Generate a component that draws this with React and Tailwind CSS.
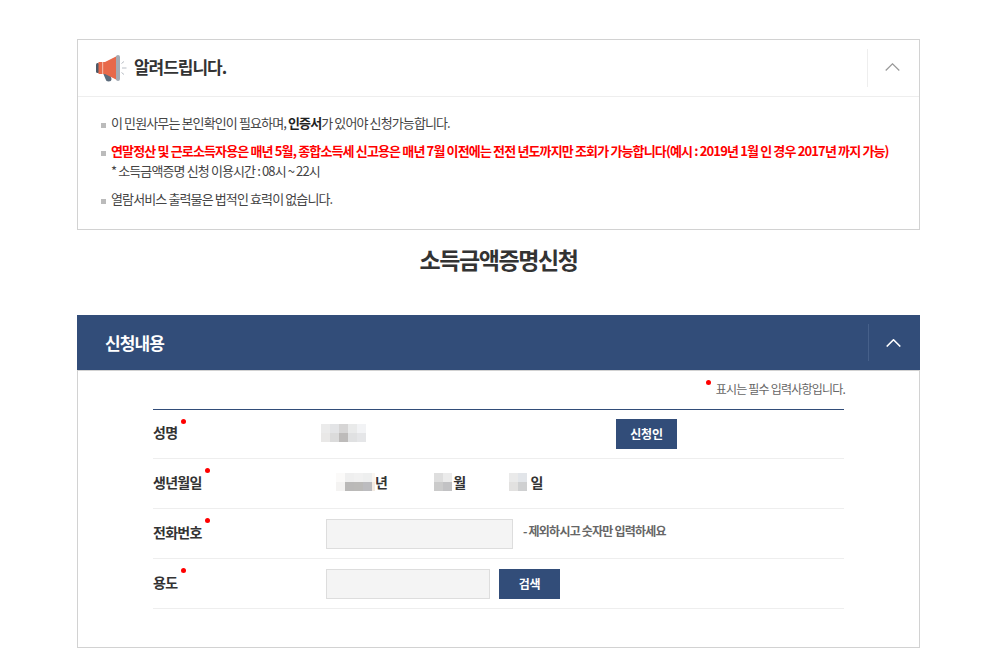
import React from 'react';

const fontStack = "font-['Noto_Sans_CJK_KR','Noto_Sans',sans-serif]";

const Megaphone = () => (
  <svg width="31" height="27" viewBox="0 0 31 27" className="shrink-0">
    <path d="M7 18 L14 18 L15.5 24 Q15.5 26.5 12.5 26.5 Q10 26.5 9.5 24 Z" fill="#5b6b7c" />
    <rect x="0" y="8" width="3.5" height="10" rx="1.5" fill="#4d5a68" />
    <path d="M2.5 7 L9 7 L9 19 L2.5 19 Z" fill="#e8694a" />
    <path d="M9 7 L21 1 L21 25 L9 19 Z" fill="#e8694a" />
    <rect x="6" y="7" width="1.2" height="12" fill="#f3b3a1" />
    <rect x="20" y="0" width="4" height="26" rx="2" fill="#a4abb4" />
    <path d="M26 13 H30.5 M25.5 8.5 L28 6.5 M25.5 17.5 L28 19.5" stroke="#b9bec5" strokeWidth="1" fill="none" />
  </svg>
);

const Chevron = ({ color, width = 1.2 }) => (
  <svg width="15" height="8" viewBox="0 0 15 8" className="shrink-0">
    <path d="M0.7 7.5 L7.5 0.8 L14.3 7.5" stroke={color} strokeWidth={width} fill="none" />
  </svg>
);

const Bullet = ({ children, className = '' }) => (
  <li className={`relative pl-[11px] ${className}`}>
    <span className="absolute left-[1px] top-[10px] h-[5px] w-[5px] bg-[#bbbbbb]" />
    {children}
  </li>
);

const Dot = ({ className }) => (
  <span className={`absolute h-[5px] w-[5px] rounded-full bg-[#ff0000] ${className}`} />
);

const Label = ({ children, dot }) => (
  <div className="relative w-[173px] shrink-0 pb-[3px] text-[14px] font-bold tracking-[-0.05em] text-[#333333]">
    <span>{children}</span>
    <Dot className={dot} />
  </div>
);

const Row = ({ children, className = 'h-[50px]' }) => (
  <div className={`flex items-center border-b border-[#eeeeee] ${className}`}>{children}</div>
);

const Input = ({ className }) => (
  <div className={`h-[30px] border border-[#dddddd] bg-[#f4f4f4] ${className}`} />
);

const Button = ({ children, className = '' }) => (
  <button className={`h-[30px] w-[61px] bg-[#324d79] text-[12px] font-bold tracking-[-0.02em] text-white ${className}`}>
    {children}
  </button>
);

export default function App() {
  return (
    <div className={`${fontStack} min-h-[672px] bg-white px-[77px] pt-[39px] pr-[82px]`}>
      <section className="h-[191px] border border-[#d2d2d2]">
        <div className="flex h-[57px] items-center border-b border-[#eeeeee] pl-[18px]">
          <Megaphone />
          <h2 className="ml-[7px] pb-[2px] text-[17px] font-bold tracking-[-0.06em] text-[#333333]">알려드립니다.</h2>
          <div className="ml-auto flex h-[38px] w-[52px] items-center justify-center border-l border-[#eeeeee] pb-[2px] pr-[2px]">
            <Chevron color="#999999" />
          </div>
        </div>
        <ul className="px-[22px] pt-[16px] text-[13px] leading-[20px] tracking-[-0.068em] text-[#444444]">
          <Bullet>
            이 민원사무는 본인확인이 필요하며, <b className="text-[#222222]">인증서</b>가 있어야 신청가능합니다.
          </Bullet>
          <Bullet className="mt-[8px]">
            <b className="whitespace-nowrap tracking-[-0.066em] text-[#ff0000]">
              연말정산 및 근로소득자용은 매년 5월, 종합소득세 신고용은 매년 7월 이전에는 전전 년도까지만 조회가 가능합니다(예시 : 2019년 1월 인 경우 2017년 까지 가능)
            </b>
            <p>* 소득금액증명 신청 이용시간 : 08시 ~ 22시</p>
          </Bullet>
          <Bullet className="mt-[8px]">열람서비스 출력물은 법적인 효력이 없습니다.</Bullet>
        </ul>
      </section>

      <h1 className="mt-[11px] text-center text-[23px] font-bold leading-[36px] tracking-[-0.06em] text-[#333333]">
        소득금액증명신청
      </h1>

      <section className="mt-[38px] h-[333px] border-x border-b border-[#d2d2d2]">
        <div className="-mx-px border-b border-[#d2d2d2]">
          <div className="flex h-[55px] items-center bg-[#324d79] pl-[28px]">
            <h2 className="text-[17px] font-bold tracking-[-0.05em] text-white">신청내용</h2>
            <div className="ml-auto flex h-[37px] w-[52px] items-center justify-center border-l border-[#46608a] pr-[2px]">
              <Chevron color="#ffffff" width={1.6} />
            </div>
          </div>
        </div>

        <div className="pl-[75px] pr-[75px]">
          <div className="relative flex h-[38px] items-center justify-end pb-[2px] text-[12px] tracking-[-0.066em] text-[#666666]">
            <Dot className="right-[133px] top-[9px]" />
            <span className="-mr-px">표시는 필수 입력사항입니다.</span>
          </div>
          <div className="border-t border-[#324d79]">
            <Row className="h-[49px]">
              <Label dot="left-[28px] -top-[3px]">성명</Label>
              <div className="-ml-[5px] mb-[3px] flex flex-col">
                <div className="flex">
                  <i className="h-[9px] w-[9px] bg-[#ebebeb]" />
                  <i className="h-[9px] w-[9px] bg-[#e3e4e6]" />
                  <i className="h-[9px] w-[9px] bg-[#d6d5d5]" />
                  <i className="h-[9px] w-[9px] bg-[#e9eaea]" />
                  <i className="h-[9px] w-[9px] bg-[#f2f3f5]" />
                </div>
                <div className="flex">
                  <i className="h-[9px] w-[9px] bg-[#e9e8e7]" />
                  <i className="h-[9px] w-[9px] bg-[#dbdbdb]" />
                  <i className="h-[9px] w-[9px] bg-[#bdbbba]" />
                  <i className="h-[9px] w-[9px] bg-[#e0e1e2]" />
                  <i className="h-[9px] w-[9px] bg-[#e5e6e8]" />
                </div>
              </div>
              <Button className="ml-[250px]">신청인</Button>
            </Row>
            <Row>
              <Label dot="left-[52px] -top-[4px]">생년월일</Label>
              <div className="ml-[10px] flex items-center pb-[3px] text-[14px] font-bold tracking-[-0.05em] text-[#333333]">
                <div className="flex w-[39px] flex-col">
                  <div className="flex">
                    <i className="h-[9px] w-[9px] bg-[#fbfaf9]" />
                    <i className="h-[9px] w-[9px] bg-[#efefef]" />
                    <i className="h-[9px] w-[9px] bg-[#f1f1f1]" />
                    <i className="h-[9px] w-[9px] bg-[#eeefef]" />
                    <i className="h-[9px] w-[3px] bg-[#faf6f1]" />
                  </div>
                  <div className="flex">
                    <i className="h-[9px] w-[9px] bg-[#f4f3f2]" />
                    <i className="h-[9px] w-[9px] bg-[#bab9b8]" />
                    <i className="h-[9px] w-[9px] bg-[#bbbab8]" />
                    <i className="h-[9px] w-[9px] bg-[#bcbcbf]" />
                    <i className="h-[9px] w-[3px] bg-[#f3ebe2]" />
                  </div>
                </div>
                <span>년</span>
                <div className="ml-[47px] flex flex-col">
                  <div className="flex">
                    <i className="h-[9px] w-[9px] bg-[#dedede]" />
                    <i className="h-[9px] w-[9px] bg-[#ebebeb]" />
                  </div>
                  <div className="flex">
                    <i className="h-[9px] w-[9px] bg-[#cbcbcb]" />
                    <i className="h-[9px] w-[9px] bg-[#c2c2c4]" />
                  </div>
                </div>
                <span className="ml-[1px]">월</span>
                <div className="ml-[44px] flex flex-col">
                  <div className="flex">
                    <i className="h-[9px] w-[9px] bg-[#eaeaea]" />
                    <i className="h-[9px] w-[9px] bg-[#e2e5e9]" />
                  </div>
                  <div className="flex">
                    <i className="h-[9px] w-[9px] bg-[#e2e1e0]" />
                    <i className="h-[9px] w-[9px] bg-[#cfd0d1]" />
                  </div>
                </div>
                <span className="ml-[3px]">일</span>
              </div>
            </Row>
            <Row>
              <Label dot="left-[52px] -top-[4px]">전화번호</Label>
              <Input className="w-[187px]" />
              <span className="ml-[10px] pb-[5px] text-[12px] font-bold tracking-[-0.065em] text-[#666666]">
                - 제외하시고 숫자만 입력하세요
              </span>
            </Row>
            <Row>
              <Label dot="left-[28px] -top-[4px]">용도</Label>
              <Input className="w-[164px]" />
              <Button className="ml-[9px]">검색</Button>
            </Row>
          </div>
        </div>
      </section>
    </div>
  );
}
□ □ □ □ □ □ □
- **TASK**: Identify the lines that hold the word "React". Copy every one of them.

- **FULL ANSWER**:
Generate a component that draws this with React and Tailwind CSS.
import React from 'react';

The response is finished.